Our spring/summer CSA subscription just started, and Hands of the Earth Farm grew some beautiful beets. The bunch we received included red, gold, and some pale, pinkish white ones. I wanted to use these in some interesting way, and I knew right where to look. I read A16: Food + Wine recently, and I remembered seeing this salad in the Anitpasti chapter. This book tells the story of the San Francisco restaurant of the same name and the southern Italian food and wine that inspired the menu and wine list. The first section in the book covers wine by region. This area of Italy is not as well-known for its wine as the northern regions, and less wine is exported from the south. I learned a lot about some unfamiliar varietals and some interesting wines to look for in stores and restaurants. In the food section of the book, there is a wine suggestion for each dish, and for this salad that was Asprinio di Aversa from Campania. Asprinio means “slightly sour,” and this wine is described as lean and crisp with a sour edge. Unfortunately, it’s not an easy one to locate. Another wine from Campania is Greco di Tufo which is also a lean white with some acidity, and this I was able to find.

The fresh, pretty beets were roasted until tender, allowed to cool, peeled, and chopped into wedges. Fennel was sliced, quickly blanched, rinsed, and drained. A thick vinaigrette was to be made from black olives. I used black Cerignolas which have a nice, buttery, olive flavor but are a little difficult to pit. The pitted olives were pulsed in a food processor with olive oil and red wine vinegar, and this was tossed with the prepared beets. The drained, sliced fennel was tossed with lemon juice, olive oil, and salt. The salad was plated by piling some fennel in the center and surrounding it with beets, and an aged sheep’s pecorino, oro antico, was shaved on top of it all. I didn’t even realize until I had plated the salads that there is no pepper in this dish. I had to stop and think about whether I had grabbed the peppermill at some point out of habit, and no, I did not, I actually followed the instructions correctly. Throughout the food portion of the book, Appleman mentions the simplicity of flavors found in southern Italian food. He mentions that traditionally when onion is used, garlic is not, and when chiles are used, black pepper isn't. He doesn’t always use black pepper whether chiles are present or not. In general, ingredients are left in simple combinations to prevent one flavor from sullying or masking another.

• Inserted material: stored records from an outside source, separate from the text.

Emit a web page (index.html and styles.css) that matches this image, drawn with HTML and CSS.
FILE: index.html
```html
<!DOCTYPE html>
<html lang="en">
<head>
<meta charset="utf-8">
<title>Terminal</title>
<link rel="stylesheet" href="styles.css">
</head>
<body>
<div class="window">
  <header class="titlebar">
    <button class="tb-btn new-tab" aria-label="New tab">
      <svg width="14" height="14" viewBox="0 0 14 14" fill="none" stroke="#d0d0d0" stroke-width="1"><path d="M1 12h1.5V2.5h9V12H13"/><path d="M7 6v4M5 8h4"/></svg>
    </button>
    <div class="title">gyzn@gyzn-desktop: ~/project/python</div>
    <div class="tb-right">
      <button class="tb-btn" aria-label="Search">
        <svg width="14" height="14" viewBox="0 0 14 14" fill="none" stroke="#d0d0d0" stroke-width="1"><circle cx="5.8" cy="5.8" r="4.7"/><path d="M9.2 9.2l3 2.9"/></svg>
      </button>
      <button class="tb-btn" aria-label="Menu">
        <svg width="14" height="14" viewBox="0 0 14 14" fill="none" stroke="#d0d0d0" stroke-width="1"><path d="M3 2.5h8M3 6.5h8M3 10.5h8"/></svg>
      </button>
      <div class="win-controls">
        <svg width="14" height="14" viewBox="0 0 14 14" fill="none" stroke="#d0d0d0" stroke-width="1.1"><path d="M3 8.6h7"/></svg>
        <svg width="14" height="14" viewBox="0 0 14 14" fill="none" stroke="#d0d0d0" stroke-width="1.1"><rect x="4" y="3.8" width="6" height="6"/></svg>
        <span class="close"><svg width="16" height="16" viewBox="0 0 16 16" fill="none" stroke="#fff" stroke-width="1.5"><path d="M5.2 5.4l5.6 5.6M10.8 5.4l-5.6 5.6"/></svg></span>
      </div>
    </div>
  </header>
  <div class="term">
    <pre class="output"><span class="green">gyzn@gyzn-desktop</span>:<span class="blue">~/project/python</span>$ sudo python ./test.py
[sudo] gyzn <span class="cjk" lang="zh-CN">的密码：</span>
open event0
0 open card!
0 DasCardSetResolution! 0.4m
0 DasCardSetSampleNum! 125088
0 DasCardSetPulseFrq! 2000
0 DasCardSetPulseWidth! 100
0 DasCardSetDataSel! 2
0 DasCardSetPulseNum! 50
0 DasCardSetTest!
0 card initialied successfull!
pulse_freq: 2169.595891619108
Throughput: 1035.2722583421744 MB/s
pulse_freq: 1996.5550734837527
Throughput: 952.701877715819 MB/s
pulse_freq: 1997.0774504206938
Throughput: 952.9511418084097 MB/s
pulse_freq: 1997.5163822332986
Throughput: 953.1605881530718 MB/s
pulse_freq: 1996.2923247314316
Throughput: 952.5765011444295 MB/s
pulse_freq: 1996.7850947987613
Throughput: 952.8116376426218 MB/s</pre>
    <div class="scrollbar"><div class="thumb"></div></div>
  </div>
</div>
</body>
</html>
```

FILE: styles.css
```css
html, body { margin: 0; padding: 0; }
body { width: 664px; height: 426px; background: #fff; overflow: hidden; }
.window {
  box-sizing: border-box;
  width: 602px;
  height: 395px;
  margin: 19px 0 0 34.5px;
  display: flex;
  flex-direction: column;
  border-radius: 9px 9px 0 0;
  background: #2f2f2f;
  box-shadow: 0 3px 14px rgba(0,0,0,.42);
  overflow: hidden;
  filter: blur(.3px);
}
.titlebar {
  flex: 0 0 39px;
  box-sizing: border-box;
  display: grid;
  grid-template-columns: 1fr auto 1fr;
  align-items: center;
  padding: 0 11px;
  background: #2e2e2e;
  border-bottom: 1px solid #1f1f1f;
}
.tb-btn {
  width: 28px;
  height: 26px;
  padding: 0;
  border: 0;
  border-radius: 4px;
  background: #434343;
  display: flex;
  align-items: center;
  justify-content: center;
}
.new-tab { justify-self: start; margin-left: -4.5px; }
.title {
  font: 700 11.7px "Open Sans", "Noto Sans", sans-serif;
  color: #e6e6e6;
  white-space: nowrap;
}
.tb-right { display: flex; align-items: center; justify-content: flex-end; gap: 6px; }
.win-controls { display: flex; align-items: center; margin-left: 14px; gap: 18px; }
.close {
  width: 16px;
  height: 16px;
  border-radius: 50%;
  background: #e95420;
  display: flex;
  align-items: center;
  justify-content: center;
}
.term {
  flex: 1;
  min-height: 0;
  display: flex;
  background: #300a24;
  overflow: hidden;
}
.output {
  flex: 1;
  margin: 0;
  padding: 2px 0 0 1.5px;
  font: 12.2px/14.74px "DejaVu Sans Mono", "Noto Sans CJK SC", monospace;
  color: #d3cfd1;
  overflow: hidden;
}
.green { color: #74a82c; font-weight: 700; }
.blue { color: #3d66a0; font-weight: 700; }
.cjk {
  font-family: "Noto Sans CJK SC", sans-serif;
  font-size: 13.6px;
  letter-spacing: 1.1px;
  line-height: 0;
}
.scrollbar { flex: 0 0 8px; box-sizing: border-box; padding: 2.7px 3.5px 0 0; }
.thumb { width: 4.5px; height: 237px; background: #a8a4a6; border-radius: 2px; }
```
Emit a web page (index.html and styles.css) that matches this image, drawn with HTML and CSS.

Here, the focus of the salad was the sweetness of the vegetables accented by the briny olives and salty cheese. A small amount of salt was used in dressing the fennel, but pepper was not used at any point. Each item on the plate fulfilled exactly what it should have. The fennel was perfect with lemon, and the olives met well with the earthy sweetness of the beets. The sharp yet rich bite of the cheese brought all the flavors together, and the crisp, light, Greco di Tufo with a hint of grapefruit was just what was meant to go with it since I don’t know what I was missing with the Asprinio di Aversa.